Seems a pretty straightforward morality play
 
posted by [identity profile] clockwise.livejournal.com at 09:28pm on 27/03/2006
Sure, the "Don't be a vagrant and steal peoples stuff" is pretty clear, but that's not often considered the heart of the story.

What is the whole business with "too X, too Y, just right" all about? I don't think this version comes any closer to answering that. Is it just "don't question your lot in life"?
 
posted by [identity profile] benlehman.livejournal.com at 01:36am on 28/03/2006
If it was "don't question your lot in life" there wouldn't be a "just right," right?
 
posted by [identity profile] ornithoptercat.livejournal.com at 04:03am on 28/03/2006
Possibly it's a warning about being picky. You know, if you didn't waste all that time worrying about "just right", maybe you'd get out before the bears came back.

It may, however, just (or additionally) be a way of adding rythym and patterning to the story, and/or the general significance of threes. Remember, it comes from an oral tradition, so stuff may be in there for the sake of making it easy to retell. An awful lot of fairy tales have stuff like that, almost always in threes, in their older versions - I'm pretty sure The Little Mermaid originally had her come to the surface three times; the 12 Dancing Princesses also has a bunch of random threeness (especially the bit with the trees of silver, gold, and diamond); and I know older versions of Cinderella (or Ashputel) have her go to three nights of the ball before the business with the slipper happens. Speaking of Cinderella, there's something rather parallel in the "heel too big/toe too big/fits just right" bit with the shoe.
 
posted by [identity profile] ornithoptercat.livejournal.com at 04:21am on 28/03/2006
Having thought about it a few more minutes: you know that phrase "third time's a charm"? That's what's going on. It's a genre trope, and doesn't have to have any particular extra signifcance in a given story. Sort of like the thing in movies/TV where ALL bags of groceries contain a loaf of French bread, or how Beowulf is loaded with alliterative epithets, or the sea in Homer is always wine-dark... it's the structure and tradition of the medium, a thing that gives it the appropriate flavor and cadences and lets people make mental shortcuts, rather than content as such.
 
posted by [identity profile] greyorm.livejournal.com at 12:15am on 29/03/2006
It's about a bratty kid who goes into someone else's house without their permission, eats their food, and breaks their stuff. It has bears because bears are scary and will eat children, and thus reinforce the warning about doing the above; it has talking bears because the story was meant for children (and they like that kind of thing).

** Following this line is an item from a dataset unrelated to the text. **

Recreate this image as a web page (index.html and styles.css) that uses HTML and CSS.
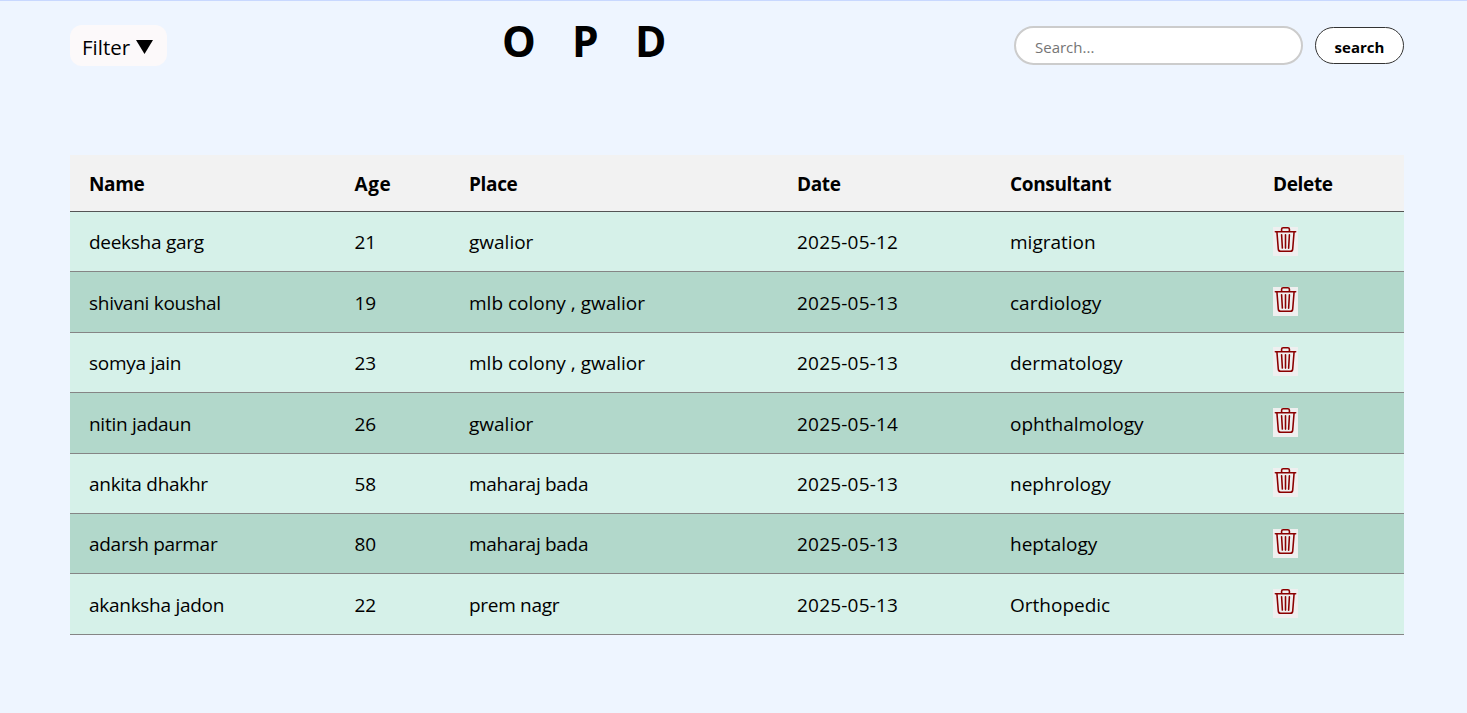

But ultimately, it's about a kid going into someone's house uninvited and messing with their shit. Kids do this, and they need to be told not to do it and what can happen to them if they do, in story form. It's pretty obvious that the "message" is "don't go into a person's house and mess with their stuff without asking because it isn't nice and you could be hurt".

If you're asking why the author used X word in X place, and how that unlocks the real meaning of the story, you're overthinking things, you're finding meaningless patterns in the chaos (ala "A Beautiful Mind").

Authors use words and phrases and little snips of life because they are evocative as often if not more than because they have some "hidden" meaning.

Is there some hidden meaning in the whole porridge bit, in the whole bears & girl, and etc. symbolism? Probably not. Can you create a meaning from it by creating patterns of association? Yes.

That doesn't mean the author put it there, however. It is far more likely, by orders of magnitude, that the author chose elements on their aesthetic merits, because the thought interested them, or just for fun, rather than through the use of arcane, usually subjective associative principles.

The proper question to ask, if you want to reproduce things like this, isn't "What does that really mean?" but "Why did that work so well?" because meanings are like ideas: a dime a dozen.